### Records from a collection
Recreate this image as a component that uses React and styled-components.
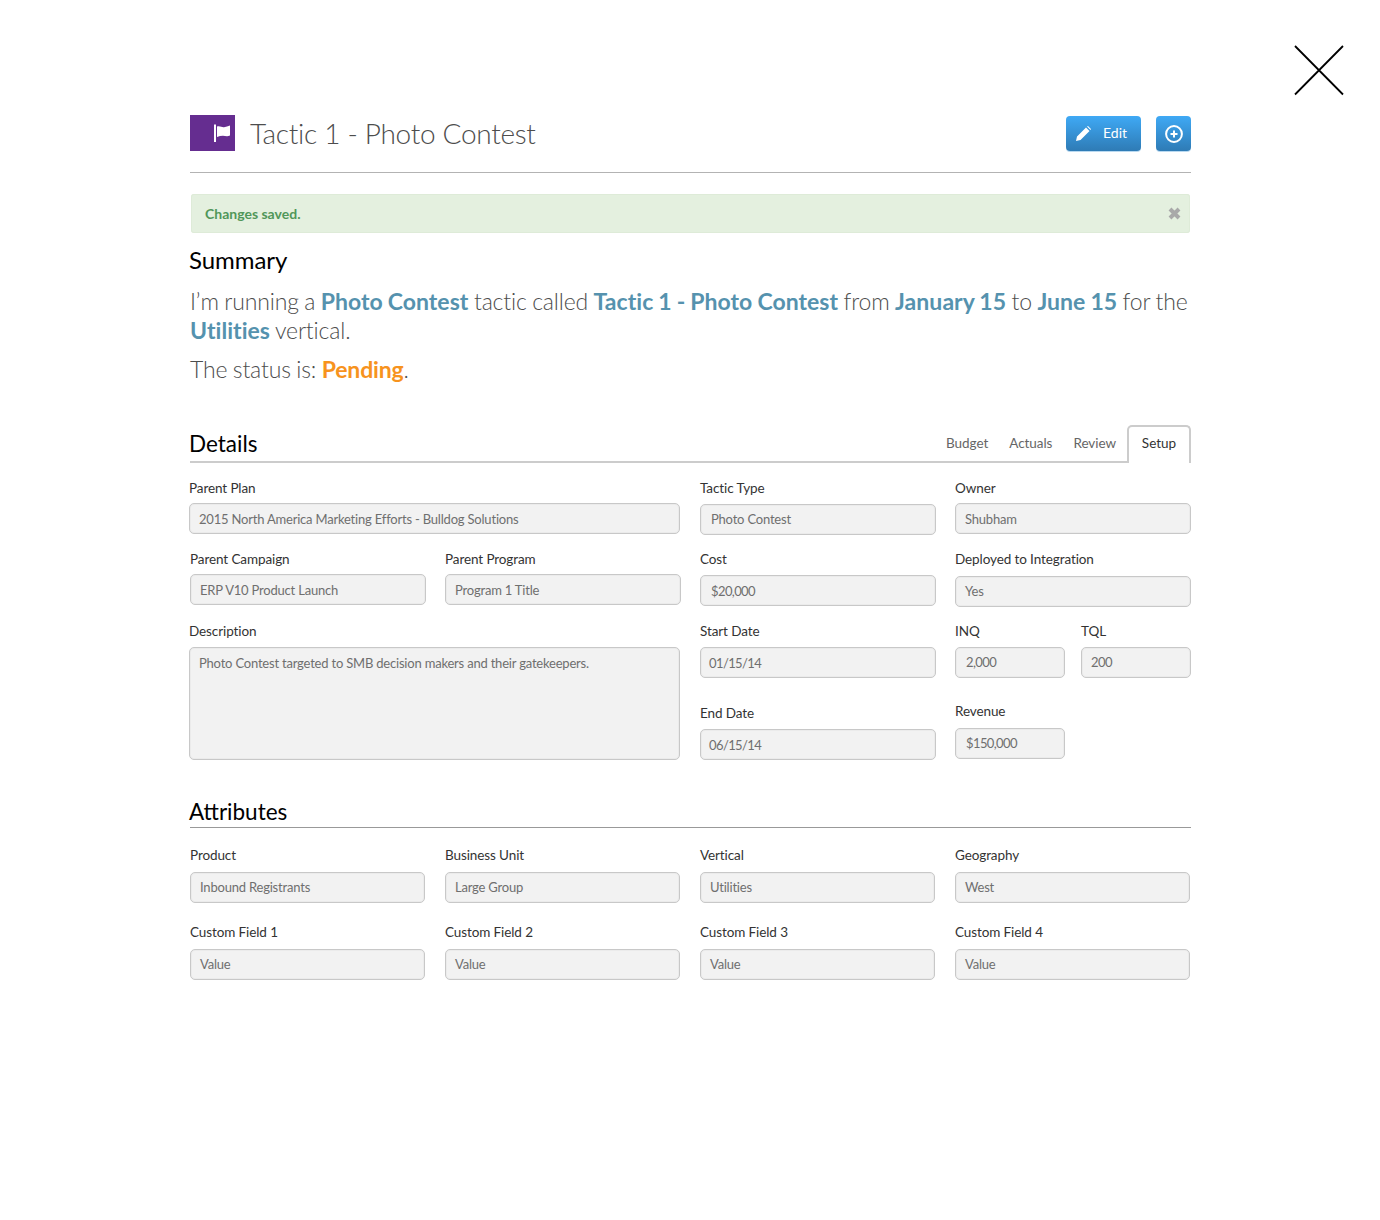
import React from "react";
import styled, { createGlobalStyle } from "styled-components";

const GlobalStyle = createGlobalStyle`
  html, body {
    margin: 0;
    padding: 0;
    background: #fff;
  }
  body {
    font-family: "Lato", "Liberation Sans", sans-serif;
    color: #4d4d4d;
  }
`;

const TABS = ["Budget", "Actuals", "Review"];

const ATTRIBUTES = [
  ["Product", "Inbound Registrants"],
  ["Business Unit", "Large Group"],
  ["Vertical", "Utilities"],
  ["Geography", "West"],
  ["Custom Field 1", "Value"],
  ["Custom Field 2", "Value"],
  ["Custom Field 3", "Value"],
  ["Custom Field 4", "Value"],
];

const Field = ({ label, value, gap, shift, pad, numeric, lift }) => (
  <FieldBox $shift={shift}>
    <Label $gap={gap}>{label}</Label>
    <Input $pad={pad} $numeric={numeric} $lift={lift}>{value}</Input>
  </FieldBox>
);

export default function App() {
  return (
    <Page>
      <GlobalStyle />
      <CloseButton aria-label="Close">
        <svg width="50" height="51" viewBox="0 0 50 51">
          <path d="M1 1 L49 49.5 M49 1 L1 49.5" stroke="#000" strokeWidth="1.8" fill="none" />
        </svg>
      </CloseButton>

      <Header>
        <TitleGroup>
          <IconTile>
            <svg width="17" height="18" viewBox="0 0 17 18">
              <rect x="0" y="0.5" width="2" height="17.5" fill="#fff" />
              <path d="M3 2.5 C6 1.5 8 3.6 10 3.2 C12 2.8 14 2 16 1.5 L16 11.5 C13 13 11 11.7 9 11.7 C7 11.7 5 12.2 3 13 Z" fill="#fff" />
            </svg>
          </IconTile>
          <Title>Tactic 1 - Photo Contest</Title>
        </TitleGroup>
        <Actions>
          <EditButton>
            <svg width="15" height="15" viewBox="0 0 15 15">
              <path d="M0 15 L1 10.5 L10 1.5 L13.5 5 L4.5 14 Z M11 0.5 L12 0 L15 3 L14.5 4 Z" fill="#fff" />
            </svg>
            <span>Edit</span>
          </EditButton>
          <IconButton aria-label="Add">
            <svg width="18" height="18" viewBox="0 0 18 18">
              <circle cx="9" cy="9" r="7.9" stroke="#fff" strokeWidth="2" fill="none" />
              <path d="M9 5.5 V12.5 M5.5 9 H12.5" stroke="#fff" strokeWidth="2" />
            </svg>
          </IconButton>
        </Actions>
      </Header>

      <Alert>
        Changes saved.
        <svg width="13" height="13" viewBox="0 0 13 13">
          <path d="M2 2 L11 11 M11 2 L2 11" stroke="#a9a9a9" strokeWidth="4" />
        </svg>
      </Alert>

      <SummaryHeading>Summary</SummaryHeading>
      <Sentence>
        I’m running a <Em>Photo Contest</Em> tactic called <Em>Tactic 1 - Photo Contest</Em> from{" "}
        <Em>January 15</Em> to <Em>June 15</Em> for the <Em>Utilities</Em> vertical.
      </Sentence>
      <Status>
        The status is: <Pending>Pending</Pending>.
      </Status>

      <SectionBar>
        <SectionHeading $bottom={2}>Details</SectionHeading>
        <Tabs>
          {TABS.map((t) => (
            <Tab key={t}>{t}</Tab>
          ))}
          <ActiveTab>Setup</ActiveTab>
        </Tabs>
      </SectionBar>

      <DetailsGrid>
        <LeftStack>
          <WideBlock>
            <Field label="Parent Plan" value="2015 North America Marketing Efforts - Bulldog Solutions" />
          </WideBlock>
          <TwoUp>
            <Field label="Parent Campaign" value="ERP V10 Product Launch" />
            <Field label="Parent Program" value="Program 1 Title" />
          </TwoUp>
          <WideBlock $shift={1}>
            <Label $gap={6}>Description</Label>
            <TextArea>Photo Contest targeted to SMB decision makers and their gatekeepers.</TextArea>
          </WideBlock>
        </LeftStack>
        <Column>
          <Field label="Tactic Type" value="Photo Contest" gap={6} pad={10} lift />
          <Field label="Cost" value="$20,000" gap={6} pad={10} numeric />
          <Field label="Start Date" value="01/15/14" gap={6} shift={1} pad={8} numeric />
          <Field label="End Date" value="06/15/14" gap={6} shift={11} pad={8} numeric />
        </Column>
        <Column>
          <Field label="Owner" value="Shubham" />
          <Field label="Deployed to Integration" value="Yes" gap={7} shift={1} lift />
          <SmallRow>
            <Field label="INQ" value="2,000" gap={6} pad={10} numeric lift />
            <Field label="TQL" value="200" gap={6} numeric lift />
          </SmallRow>
          <NarrowField>
            <Field label="Revenue" value="$150,000" gap={7} shift={9} pad={10} numeric lift />
          </NarrowField>
        </Column>
      </DetailsGrid>

      <AttributesBar>
        <SectionHeading>Attributes</SectionHeading>
      </AttributesBar>
      <AttributesGrid>
        {ATTRIBUTES.map(([label, value]) => (
          <Field key={label} label={label} value={value} gap={7} lift />
        ))}
      </AttributesGrid>
    </Page>
  );
}

const Page = styled.div`
  position: relative;
  width: 1001px;
  height: 1220px;
  box-sizing: border-box;
  margin-left: 190px;
  padding-top: 115px;
`;

const CloseButton = styled.div`
  position: absolute;
  top: 45px;
  right: -153px;
  line-height: 0;
`;

const Header = styled.header`
  display: flex;
  justify-content: space-between;
  align-items: flex-start;
  height: 57px;
  border-bottom: 1px solid #b3b3b3;
`;

const TitleGroup = styled.div`
  display: flex;
  align-items: flex-start;
  gap: 15px;
`;

const IconTile = styled.div`
  width: 45px;
  height: 36px;
  padding-left: 24px;
  box-sizing: border-box;
  display: flex;
  align-items: center;
  background: #652d90;
`;

const Title = styled.h1`
  margin: 0;
  font-size: 28px;
  font-weight: 300;
  line-height: 36px;
  letter-spacing: -0.3px;
  color: #4d4d4d;
`;

const Actions = styled.div`
  display: flex;
  gap: 15px;
  padding-top: 1px;
`;

const BlueButton = styled.div`
  height: 35px;
  box-sizing: border-box;
  display: flex;
  align-items: center;
  border-radius: 4px;
  color: #fff;
  background: linear-gradient(#3fa9f5, #2e7bb5);
  box-shadow: 0 1px 0 #b9d9f0;
`;

const EditButton = styled(BlueButton)`
  width: 75px;
  padding-left: 10px;
  gap: 12px;
  font-size: 14px;

  span {
    margin-bottom: 3px;
  }
`;

const IconButton = styled(BlueButton)`
  width: 35px;
  justify-content: center;
`;

const Alert = styled.div`
  display: flex;
  justify-content: space-between;
  align-items: center;
  margin: 21px 0 0 1px;
  height: 39px;
  width: 999px;
  box-sizing: border-box;
  padding: 0 9px 0 14px;
  background: #e4f0df;
  border-radius: 3px;
  box-shadow: inset 0 0 0 1px #deebd8;
  color: #51975a;
  font-size: 14px;
  font-weight: 700;
`;

const Heading = styled.h2`
  margin: 0;
  font-size: 22.5px;
  font-weight: 400;
  line-height: 30px;
  color: #000;
`;

const SummaryHeading = styled(Heading)`
  margin: 12px 0 0 -1px;
  font-size: 24px;
  letter-spacing: -0.05px;
`;

const SectionHeading = styled(Heading)`
  margin: 0 0 ${(p) => p.$bottom || 0}px -1px;
`;

const Sentence = styled.p`
  margin: 12px 0 0;
  font-size: 23px;
  font-weight: 300;
  line-height: 29px;
  letter-spacing: -0.15px;
  word-spacing: -0.65px;
  color: #4d4d4d;
`;

const Status = styled(Sentence)`
  margin-top: 10px;
`;

const Em = styled.strong`
  font-weight: 700;
  letter-spacing: 0.05px;
  color: #5592ae;
`;

const Pending = styled.strong`
  font-weight: 700;
  color: #f7931e;
`;

const SectionBar = styled.div`
  display: flex;
  justify-content: space-between;
  align-items: flex-end;
  margin-top: 40px;
  height: 37px;
  border-bottom: 2px solid #cccccc;
`;

const Tabs = styled.div`
  display: flex;
  align-items: flex-end;
  gap: 21px;
  margin-bottom: -2px;
`;

const Tab = styled.div`
  height: 36px;
  box-sizing: border-box;
  padding-bottom: 4px;
  display: flex;
  align-items: center;
  font-size: 13.5px;
  letter-spacing: -0.05px;
  color: #666666;
`;

const ActiveTab = styled.div`
  width: 64px;
  height: 38px;
  margin-left: -10px;
  padding-bottom: 4px;
  box-sizing: border-box;
  display: flex;
  align-items: center;
  justify-content: center;
  border: 2px solid #cccccc;
  border-bottom: 0;
  border-radius: 5px 5px 0 0;
  font-size: 13.5px;
  color: #333333;
  background: #fff;
`;

const DetailsGrid = styled.div`
  display: grid;
  grid-template-columns: 491px 236px 236px;
  column-gap: 19px;
  margin-top: 15px;
`;

const LeftStack = styled.div`
  display: flex;
  flex-direction: column;
  gap: 15px;
`;

const WideBlock = styled.div`
  margin: ${(p) => p.$shift || 0}px 0 0 -1px;
  width: 491px;
`;

const TwoUp = styled.div`
  display: grid;
  grid-template-columns: 236px 236px;
  column-gap: 19px;
`;

const Column = styled.div`
  display: flex;
  flex-direction: column;
  gap: 14px;
`;

const SmallRow = styled.div`
  display: grid;
  grid-template-columns: 110px 110px;
  column-gap: 16px;
`;

const NarrowField = styled.div`
  width: 110px;
`;

const FieldBox = styled.div`
  margin-top: ${(p) => p.$shift || 0}px;
`;

const Label = styled.div`
  height: 20px;
  line-height: 20px;
  margin-bottom: ${(p) => p.$gap || 5}px;
  font-size: 13.5px;
  letter-spacing: -0.1px;
  color: #333333;
  white-space: nowrap;
`;

const Input = styled.div`
  height: 31px;
  box-sizing: border-box;
  padding: 0 ${(p) => p.$pad || 9}px ${(p) => (p.$lift ? 2 : 0)}px;
  display: flex;
  align-items: center;
  background: #f2f2f2;
  border: 1px solid #c8c8c8;
  box-shadow: inset 0 0 0 1px #ebebeb;
  border-radius: 5px;
  font-size: 13px;
  letter-spacing: ${(p) => (p.$numeric ? "-0.6px" : "-0.2px")};
  color: #6f6f6f;
  white-space: nowrap;
`;

const TextArea = styled(Input)`
  height: 113px;
  align-items: flex-start;
  padding-top: 6px;
  line-height: 18px;
`;

const AttributesBar = styled.div`
  height: 40px;
  box-sizing: border-box;
  margin-top: 28px;
  padding-top: 9px;
  border-bottom: 1px solid #999999;
`;

const AttributesGrid = styled.div`
  display: grid;
  grid-template-columns: repeat(4, 235px);
  column-gap: 20px;
  row-gap: 19px;
  margin-top: 17px;
`;
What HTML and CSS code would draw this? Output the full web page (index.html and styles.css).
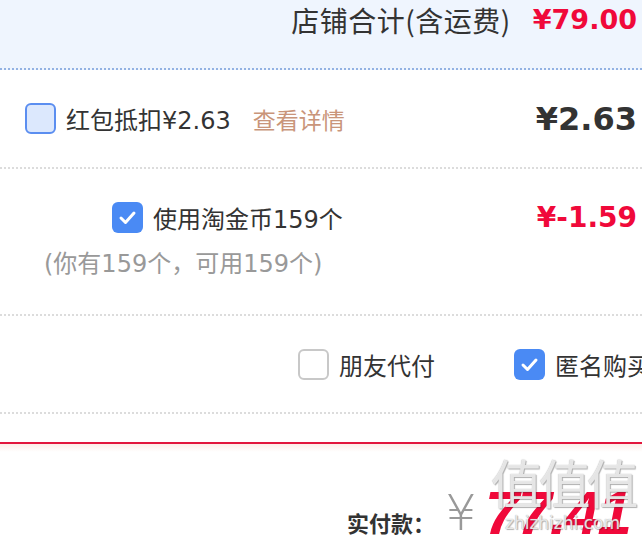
FILE: index.html
```html
<!DOCTYPE html>
<html>
<head>
<meta name="viewport" content="width=device-width, initial-scale=1">
<link rel="stylesheet" href="styles.css">
</head>
<body>

<div class="page">
  <div class="shop-total">
    <span class="total-label">店铺合计(含运费)</span>
    <span class="total-price">¥79.00</span>
  </div>

  <div class="row">
    <span class="box box-light"></span>
    <span class="row-text">红包抵扣¥2.63</span>
    <span class="detail-link">查看详情</span>
    <span class="row-price">¥2.63</span>
  </div>

  <div class="row row-coins">
    <div class="coins-line">
      <span class="box box-on">
        <svg width="31" height="31" viewBox="0 0 31 31"><path d="M9 16 L13.5 20.5 L22 11" fill="none" stroke="#fff" stroke-width="3" stroke-linecap="round" stroke-linejoin="round"/></svg>
      </span>
      <span class="row-text">使用淘金币159个</span>
      <span class="row-price red">¥-1.59</span>
    </div>
    <div class="coins-note">(你有159个，可用159个)</div>
  </div>

  <div class="row row-options">
    <span class="box box-grey"></span>
    <span class="row-text">朋友代付</span>
    <span class="box box-on option-gap">
      <svg width="31" height="31" viewBox="0 0 31 31"><path d="M9 16 L13.5 20.5 L22 11" fill="none" stroke="#fff" stroke-width="3" stroke-linecap="round" stroke-linejoin="round"/></svg>
    </span>
    <span class="row-text">匿名购买</span>
  </div>

  <div class="spacer"></div>

  <div class="pay-bar">
    <span class="pay-label">实付款：</span>
    <span class="pay-yen">¥</span>
    <span class="pay-price">77.41</span>
    <div class="watermark">
      <span class="wm-main">值值值</span>
      <span class="wm-sub">zhizhizhi.com</span>
    </div>
  </div>
</div>

</body>
</html>
```

FILE: styles.css
```css
body {
  margin: 0;
  background: #fff;
  font-family: "Noto Sans CJK SC", "Noto Sans", sans-serif;
  color: #333;
}

* {
  box-sizing: border-box;
}

.page {
  width: 642px;
  height: 548px;
  overflow: hidden;
}

/* Shop total header */
.shop-total {
  height: 70px;
  background: #eff5fe;
  border-bottom: 2px dotted #93b2e3;
  display: flex;
  justify-content: flex-end;
  align-items: flex-start;
  gap: 22px;
  padding: 0 5px 0 0;
}

.total-label {
  font-size: 28px;
  line-height: 40px;
  letter-spacing: 0.5px;
}

.total-price {
  font-family: "DejaVu Sans", sans-serif;
  font-weight: bold;
  font-size: 27px;
  line-height: 40px;
  color: #f0093a;
}

/* Rows */
.row {
  height: 99px;
  border-bottom: 2px dotted #dcdcdc;
  display: flex;
  align-items: center;
  padding: 0 5px 0 25px;
  white-space: nowrap;
  overflow: hidden;
}

.box {
  flex: none;
  width: 31px;
  height: 31px;
  border-radius: 6px;
  margin-right: 10px;
}

.box svg {
  display: block;
}

.box-light {
  border: 2px solid #5b8ef0;
  background: #dce8fd;
}

.box-grey {
  border: 2px solid #c8c8c8;
  background: #fff;
}

.box-on {
  background: #4a8af4;
}

.row-text {
  font-family: "DejaVu Sans", "Noto Sans CJK SC", sans-serif;
  font-size: 24px;
}

.detail-link {
  font-size: 23px;
  color: #c9957a;
  margin-left: 22px;
}

.row-price {
  margin-left: auto;
  font-family: "DejaVu Sans", sans-serif;
  font-weight: bold;
  font-size: 32px;
  color: #333;
}

.row-price.red {
  font-size: 28px;
  color: #f0093a;
}

/* Gold coins row */
.row-coins {
  height: 147px;
  flex-direction: column;
  align-items: stretch;
  justify-content: flex-start;
  padding: 31px 5px 0 44px;
}

.coins-line {
  display: flex;
  align-items: center;
  padding-left: 68px;
}

.coins-note {
  font-family: "DejaVu Sans", "Noto Sans CJK SC", sans-serif;
  font-size: 24px;
  color: #999;
  margin-top: 9px;
}

/* Options row */
.row-options {
  height: 98px;
  padding-left: 298px;
}

.option-gap {
  margin-left: 79px;
}

.spacer {
  height: 30px;
  border-bottom: 2px solid #e2173d;
}

/* Pay bar */
.pay-bar {
  position: relative;
  height: 100px;
  background: linear-gradient(#fdeee8 0, #fff 8px);
  display: flex;
  align-items: flex-end;
  padding: 0 0 0 347px;
}

.pay-label {
  font-size: 22px;
  font-weight: bold;
  margin-bottom: 6px;
}

.pay-yen {
  font-family: "DejaVu Sans", sans-serif;
  font-weight: 200;
  font-size: 50px;
  color: #999;
  margin-left: 10px;
  margin-bottom: 2px;
}

.pay-price {
  font-family: "Liberation Sans", sans-serif;
  font-weight: bold;
  font-style: italic;
  font-size: 62px;
  letter-spacing: -2px;
  line-height: 62px;
  color: #f0093a;
  margin-left: 8px;
}

/* Site watermark over the price */
.watermark {
  position: absolute;
  left: 490px;
  top: 6px;
  width: 145px;
  display: flex;
  flex-direction: column;
  align-items: center;
  color: rgba(255, 255, 255, 0.75);
  text-shadow: 0 0 1px #999, 1px 1px 1px rgba(0, 0, 0, 0.3);
}

.wm-main {
  font-size: 52px;
  line-height: 64px;
  letter-spacing: -4px;
}

.wm-sub {
  font-family: "DejaVu Sans", sans-serif;
  font-size: 17px;
  line-height: 18px;
}
```
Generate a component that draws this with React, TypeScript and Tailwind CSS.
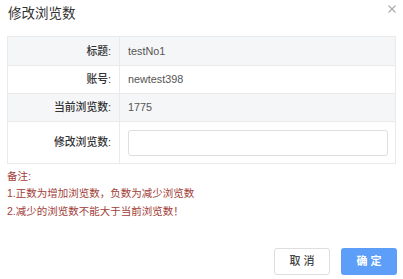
import React from "react";

const rows = [
  { label: "标题:", value: "testNo1", bg: "bg-[#f5f6f8]" },
  { label: "账号:", value: "newtest398", bg: "bg-white" },
  { label: "当前浏览数:", value: "1775", bg: "bg-[#f5f6f8]" },
];

export default function App() {
  return (
    <div
      className="w-[403px] h-[279px] bg-white relative overflow-hidden"
      style={{ fontFamily: '"Liberation Sans", "Noto Sans CJK SC", sans-serif' }}
    >
      <div className="h-[36px] pl-[8px] pt-[4px] text-[13.5px] leading-[19px] text-[#333]">修改浏览数</div>
      <button className="absolute right-[7px] top-[4px] w-[8px] h-[9px] text-[#aaa]">
        <svg viewBox="0 0 8 8" width="8" height="8" stroke="currentColor" strokeWidth="1.1">
          <path d="M0.5 0.5 L7.5 7.5 M7.5 0.5 L0.5 7.5" />
        </svg>
      </button>
      <div className="mx-[7px] border border-[#e9eaec] text-[10.8px]">
        {rows.map((r, i) => (
          <div key={i} className={`flex h-[28px] ${r.bg} ${i > 0 ? "border-t border-[#e9eaec]" : ""}`}>
            <div className="w-[112px] border-r border-[#e9eaec] flex items-center justify-end pr-[8px] text-[#333] font-medium">
              {r.label}
            </div>
            <div className="flex-1 flex items-center pl-[8px] text-[#555]">{r.value}</div>
          </div>
        ))}
        <div className="flex h-[42px] bg-white border-t border-[#e9eaec]">
          <div className="w-[112px] border-r border-[#e9eaec] flex items-center justify-end pr-[8px] text-[#333] font-medium">
            修改浏览数:
          </div>
          <div className="flex-1 flex items-center pl-[8px] pr-[7px]">
            <input className="w-full h-[26px] border border-[#dcdee2] rounded-[3px] outline-none px-[6px]" />
          </div>
        </div>
      </div>
      <div className="pl-[7px] pt-[4px] text-[10.5px] leading-[17.3px] text-[#a23d38]">
        <div>备注:</div>
        <div>1.正数为增加浏览数，负数为减少浏览数</div>
        <div>2.减少的浏览数不能大于当前浏览数！</div>
      </div>
      <div className="absolute right-[6px] top-[248px] flex gap-[11px]">
        <button className="w-[56px] h-[27px] border border-[#dcdee2] rounded-[3px] bg-white text-[11px] text-[#444] tracking-[3px] pl-[3px] font-medium">
          取消
        </button>
        <button className="w-[56px] h-[27px] rounded-[3px] bg-[#5c9ef8] text-white text-[11px] tracking-[3px] pl-[3px] font-bold">
          确定
        </button>
      </div>
    </div>
  );
}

### Exercise prompt
Report every line in the data above in which the word "components" appears.

### Exercise answer
Recreate this image as a component that uses React and styled-components.
import styled, { createGlobalStyle } from "styled-components";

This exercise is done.